Chris Columbus Quit ‘Christmas Vacation’ Because ‘I Couldn’t Work With’ Chevy Chase

· Rolling Stone

While looking back at past projects, Chris Columbus, the director behind holiday classics Home Alone and Gremlins, shared a not-so-merry holiday recollection involving comedian Chevy Chase.

Speaking to Vanity Fair for a recent interview, Columbus said John Hughes had sent him the script for 1989’s Christmas Vacation, starring Chase. Columbus said he signed onto the film before meeting the actor, and didn’t actually meet Chase until he began second unit shooting.

“I probably have never told this story,” the director told the publication, before detailing his first of two encounters with Chase. “I sat down with him. It was just the two of us. He had to know I was directing the movie. I talked about how I saw the movie, how I wanted to make the movie. He didn’t say anything,” said Columbus. After forty minutes, he said Chase stopped him and asked him, “Wait a second. You’re the director?”

Columbus said his response was “the most surreal, bizarre thing,” and that Chase also remarked, “Oh, I thought you were a drummer.”

Their second meeting was apparently just as unproductive. Columbus said he had dinner with Chase and Hughes but that, “I was basically nonexistent.” He explained, “It was Chevy and Hughes, and they talked about everything except Christmas Vacation. We spent two hours together, and I left the dinner and I thought, There’s no way I can make a movie with this guy. First of all, he’s not engaged. He’s treating me like shit. I don’t need this. I’d rather not work again. I’d rather write.”

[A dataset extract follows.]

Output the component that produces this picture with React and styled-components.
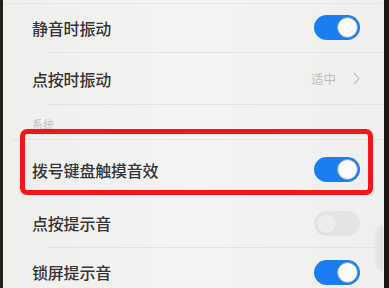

Columbus then called Hughes to tell him he couldn’t “make a good movie with this guy and I will let you down.” According to the director, Hughes simply replied, “I understand. Completely understand.”

A representative for Chase did not immediately get back to Rolling Stone for comment.

Just a week after, the script for Home Alone would land on his lap, which Columbus said “for me, was even more personal, a better script.” The 1990 comedy film written by Hughes and starring Macaulay Culkin as the mischievous Kevin McCallister would go on to be a blockbuster hit, and become a beloved Christmas classic leading to several sequels.

When asked about Donald Trump’s cameo in Home Alone 2: Lost in New York, Columbus told Vanity Fair that “the only way we could get to shoot in the Plaza Hotel was that Trump had a cameo.”

Trump has claimed that he never asked for a cameo, and that the production team begged him to be in the movie. Although Columbus considered responding, he took his wife’s advice to “stay out of it.” The director added, “I’m not going to get in a fight over Home Alone. There are much bigger battles to be fought.”

Columbus also served as a producer on Nosferatu, the critically-acclaimed film gothic horror film, written and directed by Robert Egger, set to release on Christmas Day.